Beautiful clairvoyant Cali Nytbird, psychic talent Chet Dillinger, and bestselling writer and medium Frost Crane are brought to Harrow by its new owner, Ivy Martin. Will they be powerful enough to exorcise the most haunted house in the world? New York Times bestselling author Douglas Clegg unleashes a spine-tingling supernatural chiller as ghost-hunting paranormal investigators converge on the mansion called Harrow to uncover the key to its infinite hauntings in Book 3 of the Harrow series.

Who holds the key to the house? Cali Nytbird - radio host of a psychic show, is not stranger to psi abilities. Chet Dillinger - raised in squalor, discovered a unique and wondrous talent early in life. Frost Crane, bestselling author, has crossed into shadow to communicate with the dead.

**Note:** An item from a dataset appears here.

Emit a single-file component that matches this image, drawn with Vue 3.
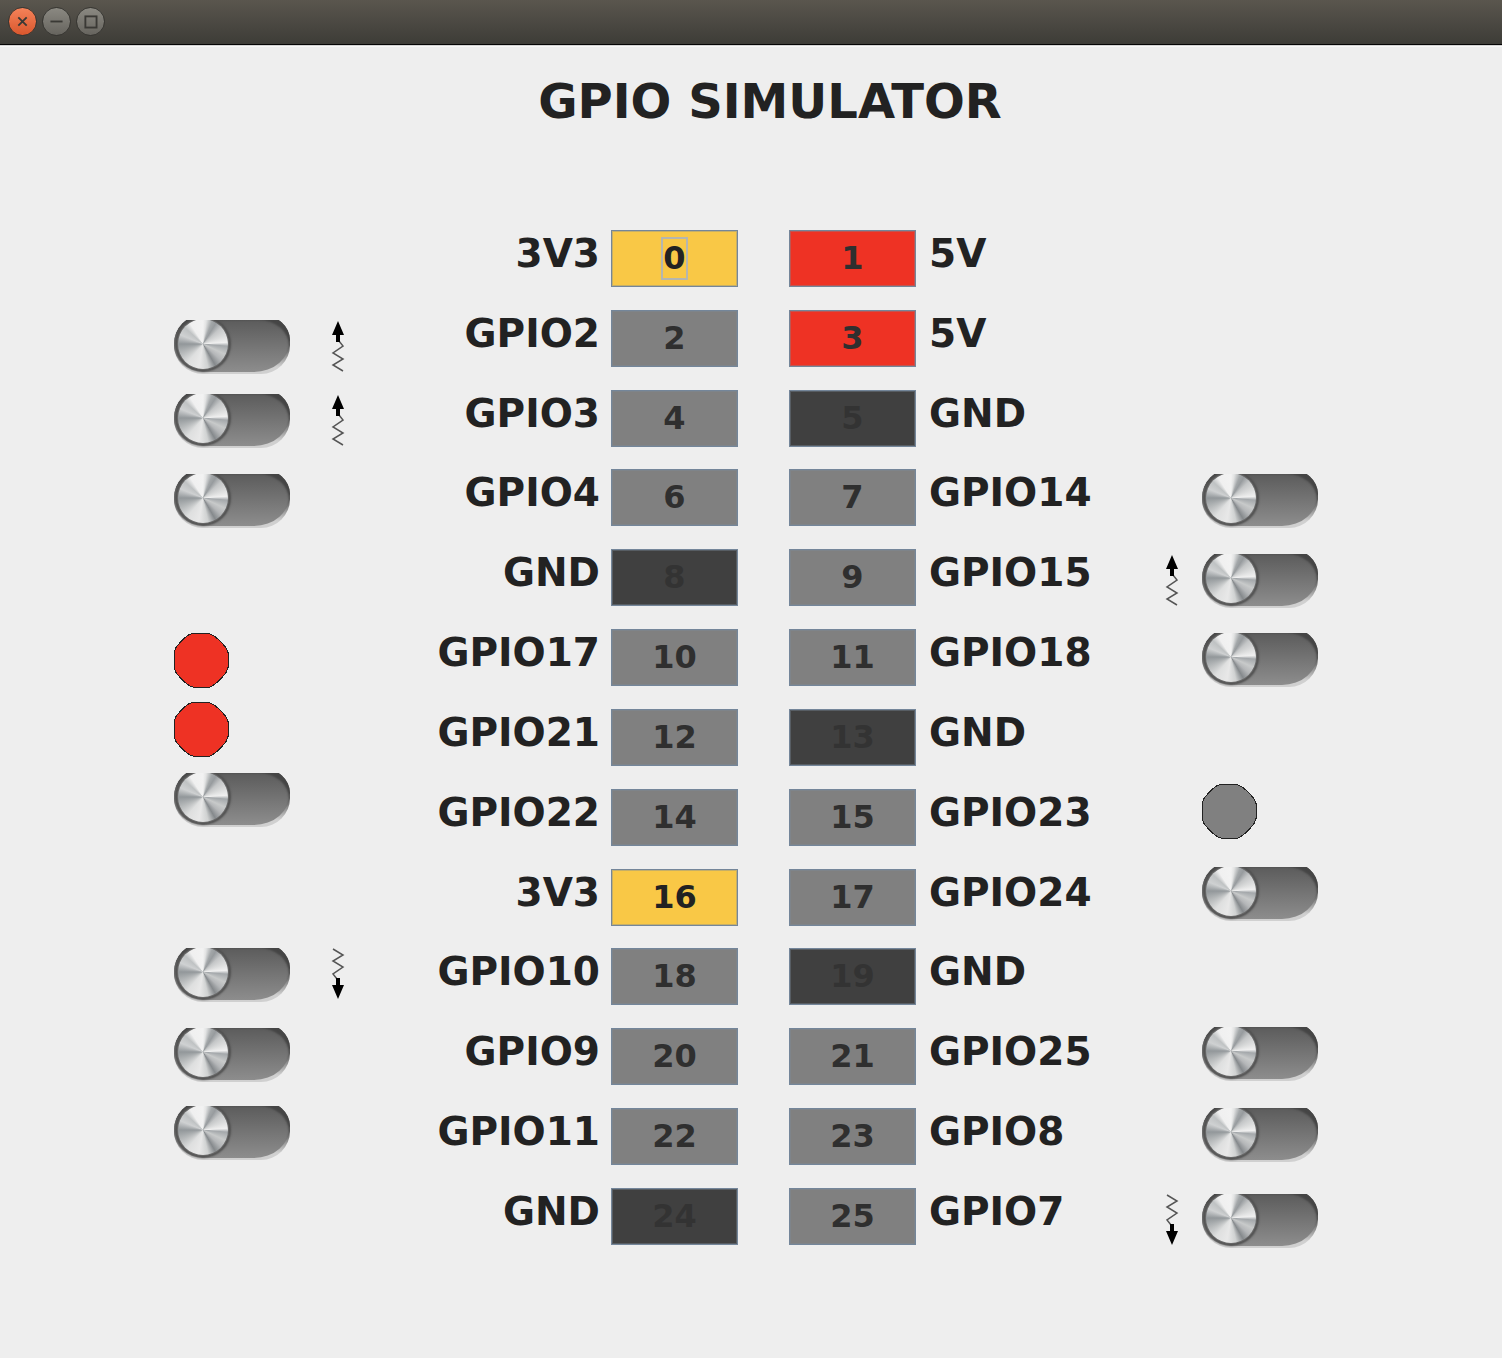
<script setup>
import { ref } from 'vue'

const leftPins = [
  { id: 0, name: '3V3', kind: 'v3' },
  { id: 2, name: 'GPIO2', kind: 'io' },
  { id: 4, name: 'GPIO3', kind: 'io' },
  { id: 6, name: 'GPIO4', kind: 'io' },
  { id: 8, name: 'GND', kind: 'gnd' },
  { id: 10, name: 'GPIO17', kind: 'io' },
  { id: 12, name: 'GPIO21', kind: 'io' },
  { id: 14, name: 'GPIO22', kind: 'io' },
  { id: 16, name: '3V3', kind: 'v3' },
  { id: 18, name: 'GPIO10', kind: 'io' },
  { id: 20, name: 'GPIO9', kind: 'io' },
  { id: 22, name: 'GPIO11', kind: 'io' },
  { id: 24, name: 'GND', kind: 'gnd' }
]

const rightPins = [
  { id: 1, name: '5V', kind: 'v5' },
  { id: 3, name: '5V', kind: 'v5' },
  { id: 5, name: 'GND', kind: 'gnd' },
  { id: 7, name: 'GPIO14', kind: 'io' },
  { id: 9, name: 'GPIO15', kind: 'io' },
  { id: 11, name: 'GPIO18', kind: 'io' },
  { id: 13, name: 'GND', kind: 'gnd' },
  { id: 15, name: 'GPIO23', kind: 'io' },
  { id: 17, name: 'GPIO24', kind: 'io' },
  { id: 19, name: 'GND', kind: 'gnd' },
  { id: 21, name: 'GPIO25', kind: 'io' },
  { id: 23, name: 'GPIO8', kind: 'io' },
  { id: 25, name: 'GPIO7', kind: 'io' }
]

// space: distance from the previous device in the bank
const banks = ref([
  {
    side: 'left',
    devices: [
      { pin: 'GPIO2', type: 'switch', pull: 'up', on: false, space: 91 },
      { pin: 'GPIO3', type: 'switch', pull: 'up', on: false, space: 20 },
      { pin: 'GPIO4', type: 'switch', on: false, space: 26 },
      { pin: 'GPIO17', type: 'led', on: true, space: 105 },
      { pin: 'GPIO21', type: 'led', on: true, space: 14 },
      { pin: 'GPIO22', type: 'switch', on: false, space: 16 },
      { pin: 'GPIO10', type: 'switch', pull: 'down', on: false, space: 121 },
      { pin: 'GPIO9', type: 'switch', on: false, space: 26 },
      { pin: 'GPIO11', type: 'switch', on: false, space: 24 }
    ]
  },
  {
    side: 'right',
    devices: [
      { pin: 'GPIO14', type: 'switch', on: false, space: 245 },
      { pin: 'GPIO15', type: 'switch', pull: 'up', on: false, space: 26 },
      { pin: 'GPIO18', type: 'switch', on: false, space: 25 },
      { pin: 'GPIO23', type: 'led', on: false, space: 97 },
      { pin: 'GPIO24', type: 'switch', on: false, space: 28 },
      { pin: 'GPIO25', type: 'switch', on: false, space: 106 },
      { pin: 'GPIO8', type: 'switch', on: false, space: 27 },
      { pin: 'GPIO7', type: 'switch', pull: 'down', on: false, space: 32 }
    ]
  }
])

const focused = ref(0)
</script>

<template>
  <div class="window">
    <header class="titlebar">
      <button class="ctl close" type="button" aria-label="Close">
        <svg viewBox="0 0 29 29"><path d="M10 10l9 9M19 10l-9 9" /></svg>
      </button>
      <button class="ctl" type="button" aria-label="Minimize">
        <svg viewBox="0 0 29 29"><path d="M8 14.5h13" /></svg>
      </button>
      <button class="ctl" type="button" aria-label="Maximize">
        <svg viewBox="0 0 29 29"><rect x="9" y="9" width="12" height="12" /></svg>
      </button>
    </header>

    <h1>GPIO SIMULATOR</h1>

    <main class="board">
      <section v-for="bank in banks" :key="bank.side" class="bank" :class="bank.side">
        <div
          v-for="d in bank.devices"
          :key="d.pin"
          class="device"
          :style="{ marginTop: d.space + 'px' }"
        >
          <label v-if="d.type === 'switch'" class="switch">
            <input v-model="d.on" type="checkbox" role="switch" :aria-label="d.pin" />
          </label>
          <svg
            v-else
            class="led"
            :class="{ lit: d.on }"
            viewBox="0 0 55 55"
            role="img"
            :aria-label="d.pin"
          >
            <path d="M19.500 .5h15l5 2 5 4 4 4 4 5 1.500 4v15l-2 5-4 5-4 4-5 4-4 2h-15l-5-2-5-4-4-4-4-5-2-5v-15l2-5 4-5 4-4 5-4z" />
          </svg>
          <svg v-if="d.pull" class="pull" :class="d.pull" viewBox="0 0 14 52" aria-hidden="true">
            <path class="coil" d="M8 21l4 5-10 7 10 6-10 6 10 6" />
            <path d="M7 1l6 14h-4v7h-4v-7H1z" />
          </svg>
        </div>
      </section>

      <section class="pins left-pins">
        <div v-for="p in leftPins" :key="p.id" class="pin">
          <label :for="'pin' + p.id">{{ p.name }}</label>
          <button
            :id="'pin' + p.id"
            type="button"
            :class="[p.kind, { focused: focused === p.id }]"
            @click="focused = p.id"
          >
            <span>{{ p.id }}</span>
          </button>
        </div>
      </section>

      <section class="pins right-pins">
        <div v-for="p in rightPins" :key="p.id" class="pin">
          <button
            :id="'pin' + p.id"
            type="button"
            :class="[p.kind, { focused: focused === p.id }]"
            @click="focused = p.id"
          >
            <span>{{ p.id }}</span>
          </button>
          <label :for="'pin' + p.id">{{ p.name }}</label>
        </div>
      </section>
    </main>
  </div>
</template>

<style>
body {
  margin: 0;
  background: #eeeeee;
}
</style>

<style scoped>
.window {
  box-sizing: border-box;
  min-height: 100vh;
  background: #eeeeee;
  color: #222222;
  font-family: "DejaVu Sans", Verdana, sans-serif;
  font-weight: 700;
}

.titlebar {
  box-sizing: border-box;
  display: flex;
  gap: 5px;
  height: 45px;
  padding: 7px 8px 0;
  background: linear-gradient(#5a564e, #3d3c37);
  border-bottom: 1px solid #050505;
  box-shadow: 0 1px 0 #d4d4d4, 0 2px 0 #f8f8f8;
}

.ctl {
  width: 29px;
  height: 29px;
  padding: 0;
  border: 1px solid #353430;
  border-radius: 50%;
  background: linear-gradient(#8b8982, #66645e);
}

.ctl.close {
  background: linear-gradient(#f58259, #d9572d);
}

.ctl svg {
  display: block;
  width: 27px;
  height: 27px;
  fill: none;
  stroke: #3a3935;
  stroke-width: 2;
}

h1 {
  margin: 0;
  padding: 28px 0 101px 38px;
  font-size: 48px;
  line-height: 56px;
  text-align: center;
}

.board {
  display: grid;
  grid-template-columns: 1fr auto auto 1fr;
  column-gap: 51px;
  padding-bottom: 112px;
}

.bank {
  grid-row: 1;
  display: flex;
  flex-direction: column;
  margin-top: -1px;
}

.bank.left {
  grid-column: 1;
  padding-left: 174px;
  margin-right: -51px;
}

.bank.right {
  grid-column: 4;
  padding-right: 184px;
  margin-left: -51px;
}

.device {
  display: flex;
  gap: 41px;
}

.right .device {
  flex-direction: row-reverse;
  gap: 23px;
}

.right .led {
  margin-right: 61px;
}

.switch {
  display: flex;
  align-items: flex-end;
  width: 116px;
  height: 54px;
  overflow: hidden;
}

.switch input {
  appearance: none;
  position: relative;
  flex: none;
  width: 116px;
  height: 59px;
  margin: 0;
  border-radius: 29px;
  background: linear-gradient(#555555 50%, #d0d0d0 88%);
}

.switch input::before {
  content: "";
  position: absolute;
  inset: 0 0 2px;
  border-radius: 29px 29px 36px 29px / 29px 25px 32px 28px;
  background: linear-gradient(#575757, #8d8d8d);
  box-shadow: inset -2px 6px 2px -1px #454545;
}

.switch input::after {
  content: "";
  position: absolute;
  top: 4px;
  left: 4px;
  width: 50px;
  height: 50px;
  border-radius: 50%;
  background:
    conic-gradient(
      #f2f2f2 0deg, #e2e3e3 8deg, #a3a7a9 22deg, #979b9e 32deg,
      #c4c6c7 48deg, #dcdddd 70deg, #f0f0f0 86deg, #a4a8ab 95deg,
      #c8caca 115deg, #b4b6b8 132deg, #85898c 150deg, #d0d2d2 168deg,
      #e8e8e8 190deg, #dedfdf 220deg, #b8bbbc 245deg, #92979a 270deg,
      #cfd1d2 292deg, #bfc2c3 312deg, #f0f0f0 328deg, #f2f2f2 360deg
    );
  box-shadow: 0 0 1px 1px #6c6c6c, 0 0 2px 3px #505050;
}

.switch input:checked::after {
  left: 62px;
}

.led {
  width: 55px;
  height: 55px;
  fill: #808080;
  stroke: #222222;
  stroke-width: 1;
  shape-rendering: crispEdges;
}

.led.lit {
  fill: #ee3224;
}

.pull {
  width: 14px;
  height: 52px;
}

.pull.down {
  transform: rotate(180deg);
}

.coil {
  fill: none;
  stroke: #555555;
  stroke-width: 1.500;
}

.pins {
  grid-row: 1;
  display: flex;
  flex-direction: column;
  justify-content: space-between;
  height: 1015px;
}

.left-pins {
  grid-column: 2;
  margin-left: -51px;
}

.right-pins {
  grid-column: 3;
  margin-right: -76px;
}

.pin {
  display: flex;
  gap: 13px;
}

.pin label {
  width: 171px;
  font-size: 39px;
  line-height: 48px;
}

.left-pins .pin {
  gap: 11px;
}

.left-pins label {
  width: 173px;
  text-align: right;
}

.pin button {
  flex: none;
  width: 127px;
  height: 57px;
  padding: 0;
  border: 1px solid #74869a;
  box-shadow: inset 0 0 0 1px rgba(122, 138, 153, 0.4);
  font: inherit;
  font-size: 32px;
  color: #2f2f2f;
}

.pin button span {
  display: inline-block;
  line-height: 39px;
}

.pin button.focused span {
  box-shadow: 0 0 0 2px #b5b6b0;
}

.pin button.v3 {
  background: #f9c846;
  color: #222222;
}

.pin button.v5 {
  background: #ee3224;
}

.pin button.io {
  background: #808080;
}

.pin button.gnd {
  background: #404040;
  color: #333333;
}
</style>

These three psychics are brought together by a major paranormal institute to study Harrow -- and to find out the source of its hauntings.

But will they, themselves, fall victim to the house's deadly charm?

"A cavalcade of nightmares. Memorable for its evocative, disturbing imagery and haunting emotional insights, this novel adds a new chapter to horror's tradition of haunted house fiction." -- Publisher's Weekly

"Clegg's stories can chill the spine so effectively that the reader should keep paramedics on standby." - Dean Koontz.

"Clegg is the best horror writer of the post-Stephen King generation."- Bentley Little, bestselling author of The Haunting.

"Douglas Clegg has become the new star in horror fiction." - Peter Straub, NY Times bestselling author of The Talisman (with Stephen King) and Ghost Story.

The Harrow Series:

Book 1, Nightmare House - set at Harrow in the 1920s, the grandson of its creator has come to claim his deadly inheritance and explore the terrifying mystery within the ancient stones and passages of the house.

2, Mischief - Boys will be boys -- and a dark fraternity of misfits seek out Jim Hook, the new student at Harrow Academy -- but something more terrifying is hunting Jim, as well.

3, The Infinite - A handful of psychic investigators are called in to document the horrors of Harrow -- but little do they know that the house is more than simply a haunted place -- it may be the soul of evil itself.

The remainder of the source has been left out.